---- Dataset section

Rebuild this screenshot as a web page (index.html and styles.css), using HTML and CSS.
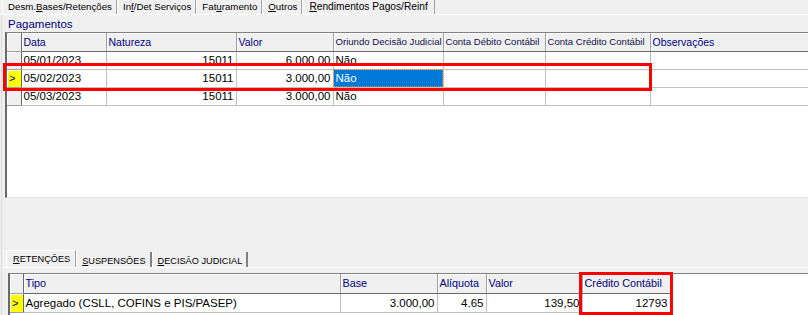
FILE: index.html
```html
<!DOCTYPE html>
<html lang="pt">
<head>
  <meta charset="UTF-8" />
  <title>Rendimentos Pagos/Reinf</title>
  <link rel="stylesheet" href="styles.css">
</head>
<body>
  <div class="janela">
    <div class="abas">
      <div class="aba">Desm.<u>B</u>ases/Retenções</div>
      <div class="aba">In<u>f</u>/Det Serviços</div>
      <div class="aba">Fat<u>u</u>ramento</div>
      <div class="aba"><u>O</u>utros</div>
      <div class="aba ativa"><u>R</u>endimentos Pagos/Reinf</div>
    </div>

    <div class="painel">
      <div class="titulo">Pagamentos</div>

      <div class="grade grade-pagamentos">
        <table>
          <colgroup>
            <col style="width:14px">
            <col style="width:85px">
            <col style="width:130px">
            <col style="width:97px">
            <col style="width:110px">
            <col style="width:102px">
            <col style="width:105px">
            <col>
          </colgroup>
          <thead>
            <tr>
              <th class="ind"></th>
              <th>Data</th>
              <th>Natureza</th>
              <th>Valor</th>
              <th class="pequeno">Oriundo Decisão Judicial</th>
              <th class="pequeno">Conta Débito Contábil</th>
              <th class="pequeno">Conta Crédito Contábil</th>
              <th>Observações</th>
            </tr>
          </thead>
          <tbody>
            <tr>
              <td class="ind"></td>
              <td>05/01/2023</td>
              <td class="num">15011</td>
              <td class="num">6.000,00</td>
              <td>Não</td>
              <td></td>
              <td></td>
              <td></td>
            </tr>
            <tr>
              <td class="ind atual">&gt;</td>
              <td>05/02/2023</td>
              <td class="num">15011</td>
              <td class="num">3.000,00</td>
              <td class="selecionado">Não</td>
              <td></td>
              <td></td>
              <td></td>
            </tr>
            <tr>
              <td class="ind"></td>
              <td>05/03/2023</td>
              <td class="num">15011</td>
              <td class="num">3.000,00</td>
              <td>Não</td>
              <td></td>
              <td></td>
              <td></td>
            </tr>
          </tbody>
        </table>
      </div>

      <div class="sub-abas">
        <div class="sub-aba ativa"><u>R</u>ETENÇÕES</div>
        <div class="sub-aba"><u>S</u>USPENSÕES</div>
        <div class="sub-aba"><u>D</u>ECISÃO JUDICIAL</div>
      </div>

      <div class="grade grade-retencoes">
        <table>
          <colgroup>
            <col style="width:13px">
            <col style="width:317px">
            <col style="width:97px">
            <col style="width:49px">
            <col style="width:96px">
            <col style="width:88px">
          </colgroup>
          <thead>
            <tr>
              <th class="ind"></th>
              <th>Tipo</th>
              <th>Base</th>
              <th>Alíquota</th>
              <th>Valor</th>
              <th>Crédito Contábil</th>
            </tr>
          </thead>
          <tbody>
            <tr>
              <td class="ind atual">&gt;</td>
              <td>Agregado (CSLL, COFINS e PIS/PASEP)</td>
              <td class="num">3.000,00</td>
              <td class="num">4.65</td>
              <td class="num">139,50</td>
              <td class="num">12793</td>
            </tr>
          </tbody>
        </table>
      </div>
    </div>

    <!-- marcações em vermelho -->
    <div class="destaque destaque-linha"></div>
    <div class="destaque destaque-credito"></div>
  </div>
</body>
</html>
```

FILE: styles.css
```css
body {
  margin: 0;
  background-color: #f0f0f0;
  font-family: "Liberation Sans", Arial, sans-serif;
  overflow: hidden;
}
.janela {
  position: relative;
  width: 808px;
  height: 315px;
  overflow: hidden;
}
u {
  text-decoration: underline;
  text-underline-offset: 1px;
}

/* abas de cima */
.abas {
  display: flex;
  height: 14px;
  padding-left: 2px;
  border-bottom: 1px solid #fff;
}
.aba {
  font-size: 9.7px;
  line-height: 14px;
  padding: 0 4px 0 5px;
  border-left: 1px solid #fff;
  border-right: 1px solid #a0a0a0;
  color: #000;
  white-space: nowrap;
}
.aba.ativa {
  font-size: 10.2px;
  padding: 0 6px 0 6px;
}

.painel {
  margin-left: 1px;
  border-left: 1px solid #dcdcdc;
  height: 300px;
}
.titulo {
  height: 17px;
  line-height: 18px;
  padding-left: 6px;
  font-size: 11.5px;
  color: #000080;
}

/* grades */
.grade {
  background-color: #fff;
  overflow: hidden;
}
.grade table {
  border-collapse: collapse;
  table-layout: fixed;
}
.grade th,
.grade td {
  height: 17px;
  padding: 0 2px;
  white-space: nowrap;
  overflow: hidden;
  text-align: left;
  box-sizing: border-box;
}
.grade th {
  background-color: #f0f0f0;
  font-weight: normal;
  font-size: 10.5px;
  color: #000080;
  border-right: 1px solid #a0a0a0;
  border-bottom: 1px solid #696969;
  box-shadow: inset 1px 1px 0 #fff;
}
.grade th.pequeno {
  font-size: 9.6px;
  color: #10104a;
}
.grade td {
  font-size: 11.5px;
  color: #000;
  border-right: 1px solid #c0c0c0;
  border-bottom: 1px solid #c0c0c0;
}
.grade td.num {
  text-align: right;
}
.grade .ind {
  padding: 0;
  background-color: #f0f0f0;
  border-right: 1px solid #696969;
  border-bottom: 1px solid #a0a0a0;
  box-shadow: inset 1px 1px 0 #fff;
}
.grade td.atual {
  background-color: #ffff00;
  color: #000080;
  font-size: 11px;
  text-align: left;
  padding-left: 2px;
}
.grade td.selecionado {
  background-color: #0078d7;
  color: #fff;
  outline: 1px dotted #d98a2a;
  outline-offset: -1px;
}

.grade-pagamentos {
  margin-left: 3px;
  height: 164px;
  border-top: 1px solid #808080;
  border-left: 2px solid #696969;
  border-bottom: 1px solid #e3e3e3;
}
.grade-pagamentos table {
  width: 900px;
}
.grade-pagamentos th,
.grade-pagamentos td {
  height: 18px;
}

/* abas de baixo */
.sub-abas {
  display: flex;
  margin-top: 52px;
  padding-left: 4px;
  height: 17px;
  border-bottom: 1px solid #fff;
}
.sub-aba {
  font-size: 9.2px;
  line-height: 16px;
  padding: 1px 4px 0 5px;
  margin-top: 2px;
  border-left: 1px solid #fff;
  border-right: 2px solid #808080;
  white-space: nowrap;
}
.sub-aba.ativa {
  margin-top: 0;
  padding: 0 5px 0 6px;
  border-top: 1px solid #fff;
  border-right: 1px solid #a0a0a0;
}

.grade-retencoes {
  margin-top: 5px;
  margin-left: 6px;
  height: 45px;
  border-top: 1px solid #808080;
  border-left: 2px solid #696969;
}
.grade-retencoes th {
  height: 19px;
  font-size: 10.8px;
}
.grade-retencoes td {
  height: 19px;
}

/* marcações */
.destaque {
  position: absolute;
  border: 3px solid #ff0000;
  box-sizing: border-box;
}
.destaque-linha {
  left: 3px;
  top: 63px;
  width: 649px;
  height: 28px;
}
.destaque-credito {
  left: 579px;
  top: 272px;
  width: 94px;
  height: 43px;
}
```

--------

Copy each line of the listing that contains the string "styles".

Rebuild this screenshot as a web page (index.html and styles.css), using HTML and CSS.
  <link rel="stylesheet" href="styles.css">
FILE: styles.css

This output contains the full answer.